Local businesses with single-location service areas typically need less ongoing work once foundational optimization and local citations are in place. Retainers might be lower but still cover review management, local content updates, and citation monitoring. Enterprise clients with large sites, multiple product lines, or international markets require more hours for technical governance, content coordination, and cross-team collaboration, justifying higher monthly fees. Scope and complexity drive pricing, not arbitrary company size.
Explain that no ethical agency can guarantee specific rankings because Google's algorithm is proprietary and constantly evolving. Competitors also optimize, and external factors like news events or platform changes affect visibility. Instead, guarantee the work: you will conduct a thorough audit, implement recommended fixes, produce optimized content, and pursue quality backlinks.
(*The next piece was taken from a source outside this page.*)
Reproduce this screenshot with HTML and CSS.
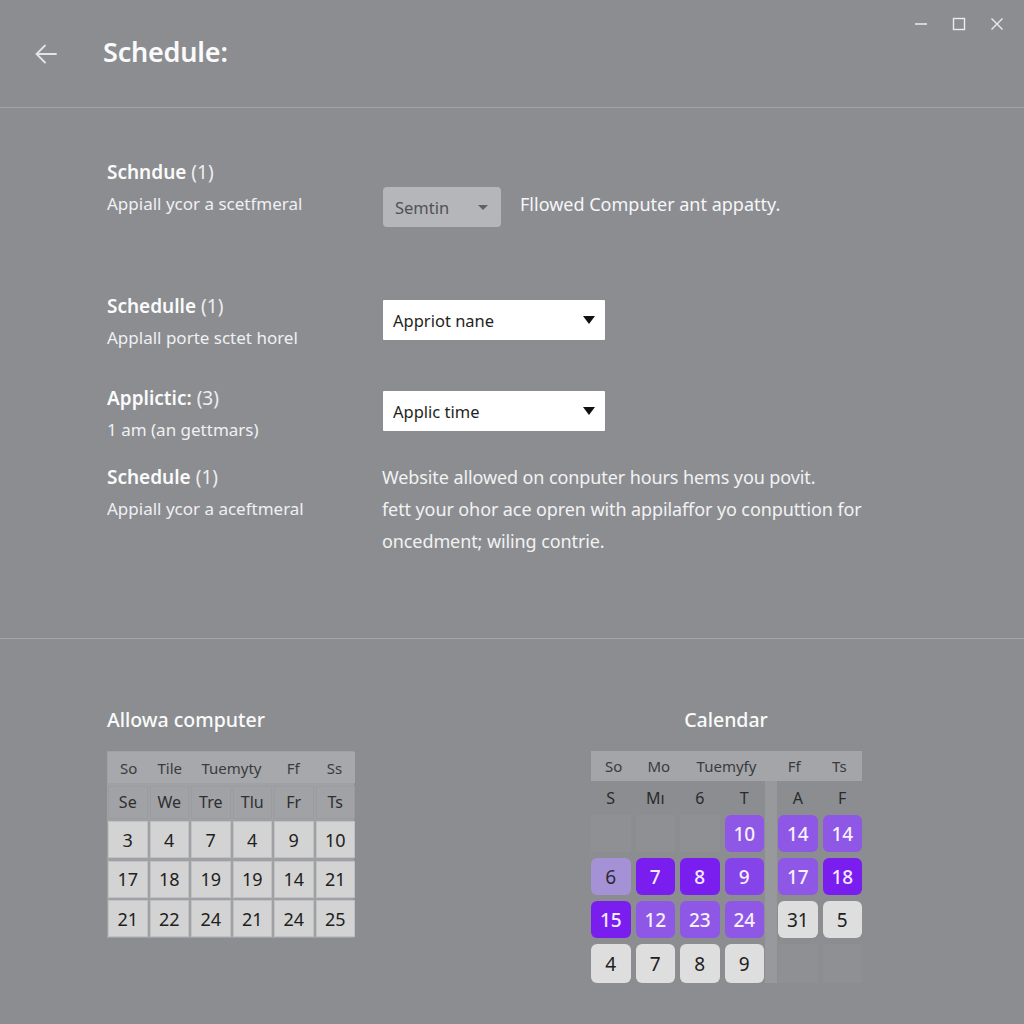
FILE: index.html
```html
<!DOCTYPE html>
<html>
<head>
<meta charset="utf-8">
<link rel="stylesheet" href="styles.css">
</head>
<body>
<div class="window">
  <header class="titlebar">
    <svg class="back" width="24" height="24" viewBox="0 0 24 24"><path d="M22 12H3M11 3.5L2.5 12L11 20.5" fill="none" stroke="#e4e4e6" stroke-width="1.8" stroke-linecap="round"/></svg>
    <h1 class="title">Schedule:</h1>
    <div class="controls">
      <svg width="14" height="14" viewBox="0 0 14 14"><path d="M1 7H13" stroke="#ececee" stroke-width="1.5"/></svg>
      <svg width="14" height="14" viewBox="0 0 14 14"><rect x="1.5" y="1.5" width="11" height="11" fill="none" stroke="#ececee" stroke-width="1.4"/></svg>
      <svg width="14" height="14" viewBox="0 0 14 14"><path d="M1.5 1.5L12.5 12.5M12.5 1.5L1.5 12.5" stroke="#ececee" stroke-width="1.4"/></svg>
    </div>
  </header>

  <section class="form">
    <div class="row row1">
      <div class="labels">
        <div class="label">Schndue <span class="num">(1)</span></div>
        <div class="sub">Appiall ycor a scetfmeral</div>
      </div>
      <div class="ctrl ctrl1">
        <div class="select grey">Semtin <span class="caret small"></span></div>
        <div class="note">Fllowed Computer ant appatty.</div>
      </div>
    </div>
    <div class="row row2">
      <div class="labels">
        <div class="label">Schedulle <span class="num">(1)</span></div>
        <div class="sub">Applall porte sctet horel</div>
      </div>
      <div class="ctrl ctrl2">
        <div class="select white">Appriot nane <span class="caret"></span></div>
      </div>
    </div>
    <div class="row row3">
      <div class="labels">
        <div class="label">Applictic: <span class="num">(3)</span></div>
        <div class="sub">1 am (an gettmars)</div>
      </div>
      <div class="ctrl ctrl3">
        <div class="select white">Applic time <span class="caret"></span></div>
      </div>
    </div>
    <div class="row row4">
      <div class="labels">
        <div class="label">Schedule <span class="num">(1)</span></div>
        <div class="sub">Appiall ycor a aceftmeral</div>
      </div>
      <div class="para">Website allowed on conputer hours hems you povit.<br>fett your ohor ace opren with appilaffor yo conputtion for<br>oncedment; wiling contrie.</div>
    </div>
  </section>

  <section class="cals">
    <div class="calblock left">
      <div class="caltitle">Allowa computer</div>
      <div class="cal1">
        <div class="h1row">
          <span>So</span><span>Tile</span><span class="span2">Tuemyty</span><span>Ff</span><span>Ss</span>
        </div>
        <div class="wd">Se</div><div class="wd">We</div><div class="wd">Tre</div><div class="wd">Tlu</div><div class="wd">Fr</div><div class="wd">Ts</div>
        <div class="d">3</div><div class="d">4</div><div class="d">7</div><div class="d">4</div><div class="d">9</div><div class="d">10</div>
        <div class="d">17</div><div class="d">18</div><div class="d">19</div><div class="d">19</div><div class="d">14</div><div class="d">21</div>
        <div class="d">21</div><div class="d">22</div><div class="d">24</div><div class="d">21</div><div class="d">24</div><div class="d">25</div>
      </div>
    </div>
    <div class="calblock right">
      <div class="caltitle center">Calendar</div>
      <div class="cal2">
        <div class="h2row">
          <span>So</span><span>Mo</span><span class="span2">Tuemyfy</span><span>Ff</span><span>Ts</span>
        </div>
        <div class="sep"></div>
        <div class="l">S</div><div class="l">M&#x131;</div><div class="l">6</div><div class="l">T</div><div class="l c5">A</div><div class="l">F</div>
        <div class="e"></div><div class="e"></div><div class="e"></div><div class="c mid">10</div><div class="c mid c5">14</div><div class="c mid">14</div>
        <div class="c pale">6</div><div class="c deep">7</div><div class="c deep">8</div><div class="c mid2">9</div><div class="c mid c5">17</div><div class="c deep">18</div>
        <div class="c deep">15</div><div class="c mid">12</div><div class="c mid">23</div><div class="c mid">24</div><div class="c gr c5">31</div><div class="c gr">5</div>
        <div class="c gr last">4</div><div class="c gr last">7</div><div class="c gr last">8</div><div class="c gr last">9</div><div class="e c5 last"></div><div class="e last"></div>
      </div>
    </div>
  </section>
</div>
</body>
</html>
```

FILE: styles.css
```css
* { box-sizing: border-box; }
html, body { margin: 0; padding: 0; }
body {
  background: #8b8d91;
  font-family: "Noto Sans", "Open Sans", sans-serif;
  color: #f4f4f5;
  width: 1024px;
  height: 1024px;
  overflow: hidden;
}
.window { width: 1024px; height: 1024px; }

.titlebar {
  height: 108px;
  border-bottom: 1px solid #a3a5a9;
  display: flex;
  align-items: flex-start;
}
.back { margin: 42px 0 0 34px; }
.title {
  margin: 32px 0 0 45px;
  font-size: 27px;
  font-weight: 600;
  line-height: 40px;
  color: #fafafa;
  letter-spacing: -0.2px;
}
.controls {
  margin-left: auto;
  margin-top: 17px;
  margin-right: 20px;
  display: flex;
  gap: 24px;
}

.form { padding: 48px 0 0 107px; height: 531px; border-bottom: 1px solid #a3a5a9; }
.row { display: flex; align-items: flex-start; }
.labels { width: 276px; flex: none; }
.label { font-size: 19px; line-height: 32px; font-weight: 600; color: #fbfbfb; }
.label .num { font-weight: 400; color: #eeeeef; }
.sub { font-size: 17px; line-height: 32px; color: #f0f0f1; }
.row1 { height: 64px; }
.row2 { margin-top: 70px; }
.row3 { margin-top: 28px; }
.row4 { margin-top: 15px; }
.ctrl { display: flex; align-items: center; }
.ctrl1 { margin-top: 31px; }
.ctrl2 { margin-top: 10px; }
.ctrl3 { margin-top: 9px; }
.select {
  height: 40px;
  display: flex;
  align-items: center;
  font-size: 16.5px;
  padding-left: 10px;
  position: relative;
}
.select.grey {
  width: 118px;
  background: #b5b6b9;
  border-radius: 4px;
  color: #515255;
  padding-left: 12px;
}
.select.white {
  width: 222px;
  background: #ffffff;
  color: #1f1f21;
  border-radius: 1px;
}
.caret {
  position: absolute;
  right: 10px;
  top: 16px;
  width: 0; height: 0;
  border-left: 6px solid transparent;
  border-right: 6px solid transparent;
  border-top: 8px solid #111;
}
.caret.small {
  right: 13px; top: 18px;
  border-left-width: 5px; border-right-width: 5px; border-top: 5px solid #606165;
}
.note { margin-left: 19px; font-size: 18px; color: #f6f6f7; margin-top: -6px; }
.para { font-size: 18px; line-height: 32px; color: #f2f2f3; letter-spacing: -0.1px; margin-left: -1px; }

.cals { display: flex; padding-left: 107px; padding-top: 65px; }
.calblock.left { width: 484px; }
.caltitle { font-size: 19.5px; line-height: 32px; font-weight: 500; color: #fbfbfb; margin-bottom: 15px; }
.caltitle.center { text-align: center; width: 270px; }

.cal1 {
  width: 247px;
  display: grid;
  grid-template-columns: repeat(6, 39.5px);
  grid-template-rows: 31px 33px 37px 37px 37px;
  column-gap: 2px;
  row-gap: 2.5px;
  background: #9fa1a4;
  padding: 1px;
  color: #2c2c2e;
}
.h1row {
  grid-column: 1 / 7;
  display: grid;
  grid-template-columns: repeat(6, 1fr);
  align-items: center;
  background: #a6a8ab;
  font-size: 15px;
  color: #3a3b3d;
}
.h1row span { text-align: center; }
.span2 { grid-column: span 2; }
.wd { background: #a0a2a5; display: flex; align-items: center; justify-content: center; font-size: 16px; color: #2e2f31; box-shadow: inset 0 0 0 1px #9a9c9f; }
.d { background: #d3d3d4; display: flex; align-items: center; justify-content: center; font-size: 18px; color: #1e1e20; box-shadow: inset 0 0 0 1px #bfc0c2; }

.cal2 {
  width: 270px;
  display: grid;
  grid-template-columns: 39.5px 39.5px 39.5px 39.5px 4px 39.5px 39.5px;
  grid-template-rows: 30px 34px 43px 43px 43px 39px;
  column-gap: 5px;
  row-gap: 0;
  color: #2a2a2c;
}
.h2row {
  grid-column: 1 / -1;
  display: grid;
  grid-template-columns: repeat(6, 1fr);
  align-items: center;
  background: #a3a5a8;
  font-size: 15px;
  color: #3a3b3d;
}
.h2row span { text-align: center; }
.cal2 > .c5 { grid-column-start: 6; }
.sep { grid-column: 5; grid-row: 2 / 7; margin: 0 -4px; background: #97999d; }
.l { display: flex; align-items: center; justify-content: center; font-size: 16px; color: #2a2a2c; }
.e { background: #8e9094; height: 37px; }
.c { display: flex; align-items: center; justify-content: center; font-size: 19px; border-radius: 6px; font-weight: 500; height: 37px; }
.cal2 > .last { height: 39px; }
.mid { background: #8e57e6; color: #f6f0ff; }
.mid2 { background: #8444ea; color: #f6f0ff; }
.deep { background: #7a1ef0; color: #f4eaff; }
.pale { background: #a592d6; color: #2d2a35; font-weight: 400; }
.gr { background: #dedede; color: #202022; font-weight: 400; }
```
Tie success to measurable improvements in organic traffic, keyword visibility trends, and technical health, not fixed positions.
Three to six pages is typical. Include an executive summary, situational overview, scope and deliverables, timeline with phases, pricing breakdown, measurement approach, and terms. Avoid fluff. Clients value clarity and specificity over length. If you need to attach supporting materials like an audit sample or case study overview, reference them in the proposal but keep the core document concise.
Use a template for structure and boilerplate sections like payment terms or general methodology, but customize scope, deliverables, timelines, competitive context, and pricing for each client. A dental practice in Ottawa and a SaaS company in Vancouver have different SEO needs, different competitive environments, and different budget realities. A generic proposal signals you have not done the discovery work and reduces your close rate.